Official US deception: Can it be trusted?

"Dezinformatsia" (disinformation) - department D of the KGB since about 1959, and later mimicked by the CIA. Disinformation goes beyond misinformation to planting information, source concealed, that pretends to be truthful.

A classic piece of CIA disinformation was a pornographic movie made in the 1960s with an actor pretending to be President Sukarno of Indonesia. It was meant to undermine Mr. Sukarno with Muslims.

The subject of disinformation is back with a report that it was one of the tools considered by the Pentagon's short-lived Office of Strategic Influence. The office circulated classified proposals for aggressive campaigns using the foreign media to improve America's standing abroad.

History teaches that this kind of "black" propaganda cannot be confined to the foreign media. In 1986, national security adviser John Poindexter wrote for President Reagan a "disinformation program" aimed at destabilizing Libya's Col. Muammar Qaddafi by false reports in the foreign press about an impending conflict between the two countries.

But the false information reached an American newspaper, The Wall Street Journal - a phenomenon known in the trade as "blowback."

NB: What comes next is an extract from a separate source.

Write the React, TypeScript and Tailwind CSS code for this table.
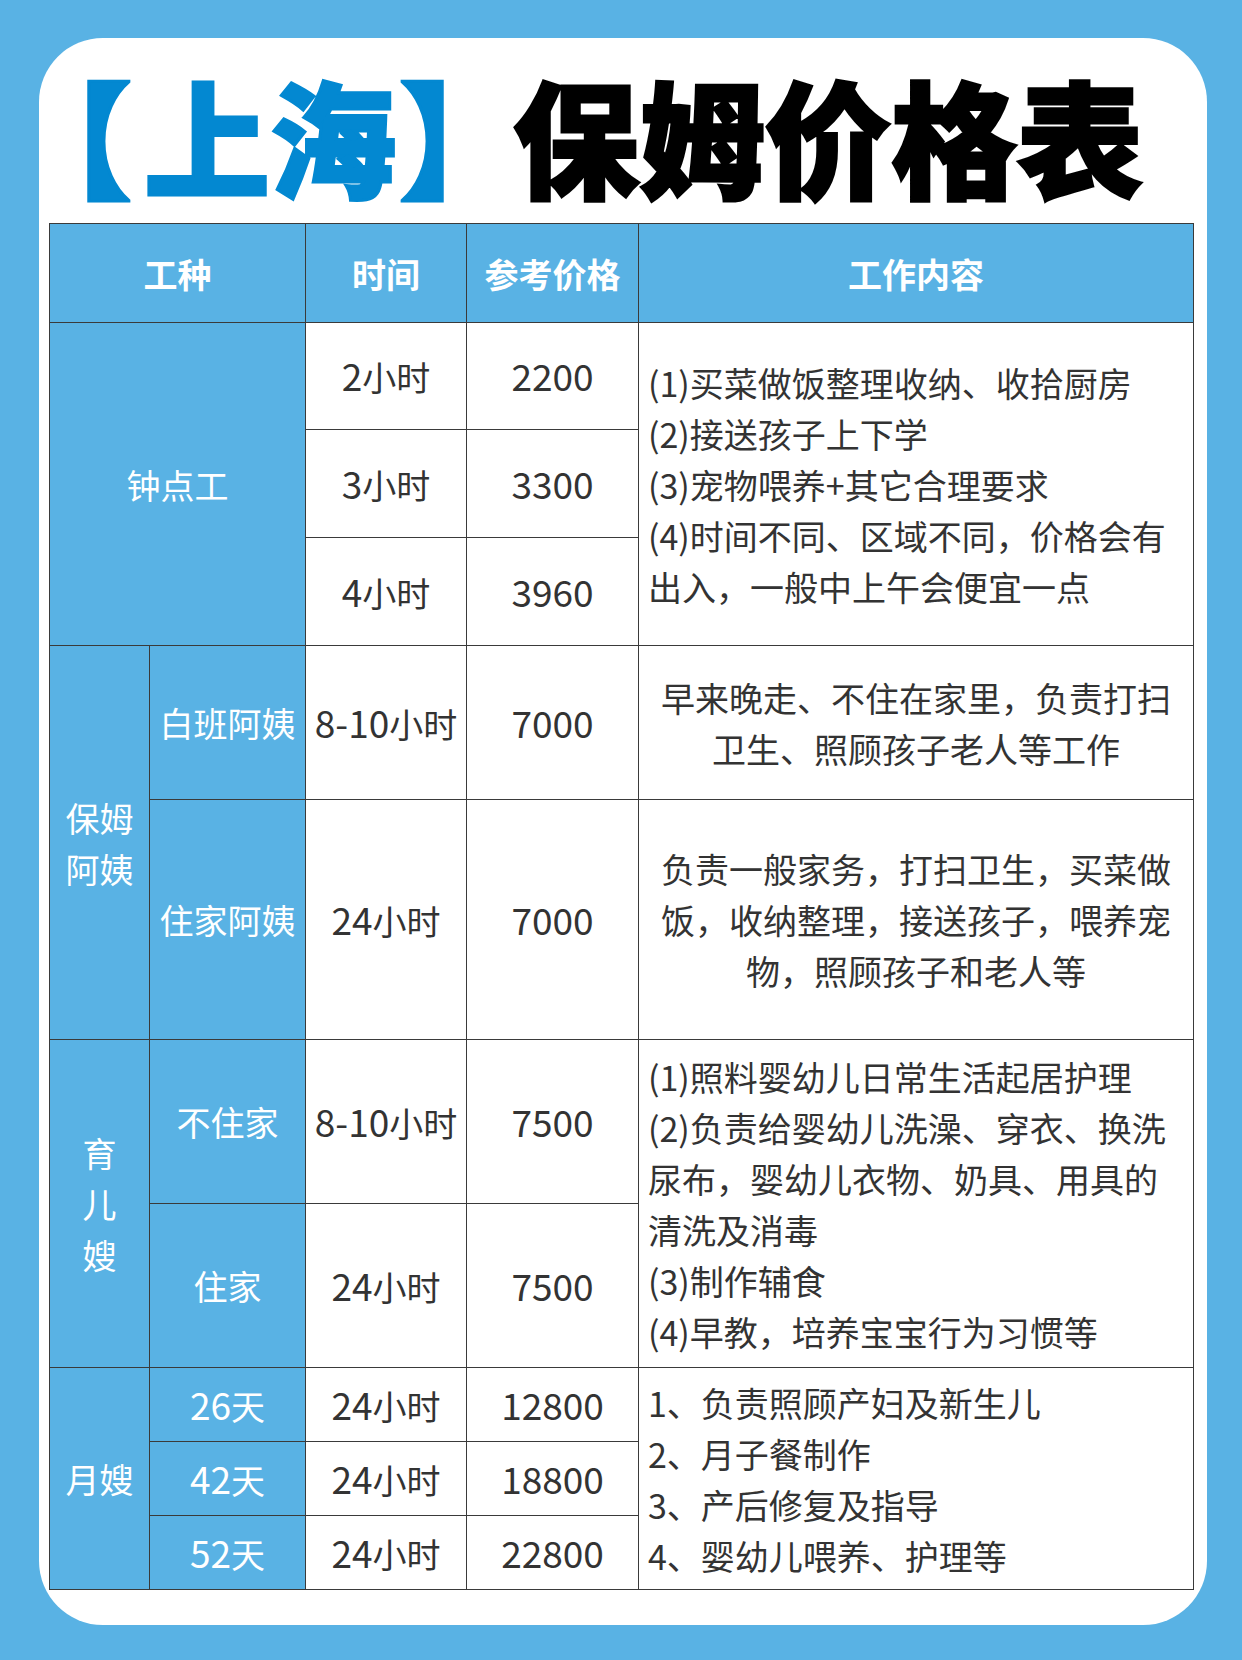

And, with no effort by the White House to steer it away from the phony story, the Journal headlined that Libya and the United States were on a collision course. Soon, the Poindexter memo was revealed in The Washington Post, and in the ensuing flap about a policy of lies, Bernard Kalb resigned as assistant secretary of State.

We have not heard much since then of an information policy based on deliberate deception. With the revolution in communications, blowback to the American media would be a constant problem - if it is considered to be a problem. The Pentagon has a resource in Admiral Poindexter, President Reagan's disinformation specialist, who is back in government as head of the Pentagon's Information Awareness Office.

Last week, in Salt Lake City, Defense Secretary Donald Rumsfeld said "The Pentagon is not issuing disinformation to the foreign press or any other press," and he gave assurance that "what we tell the public is accurate and correct."

Maybe that rules out disinformation as a policy.

But, then how do we know?

• Daniel Schorr is a senior news analyst at NPR.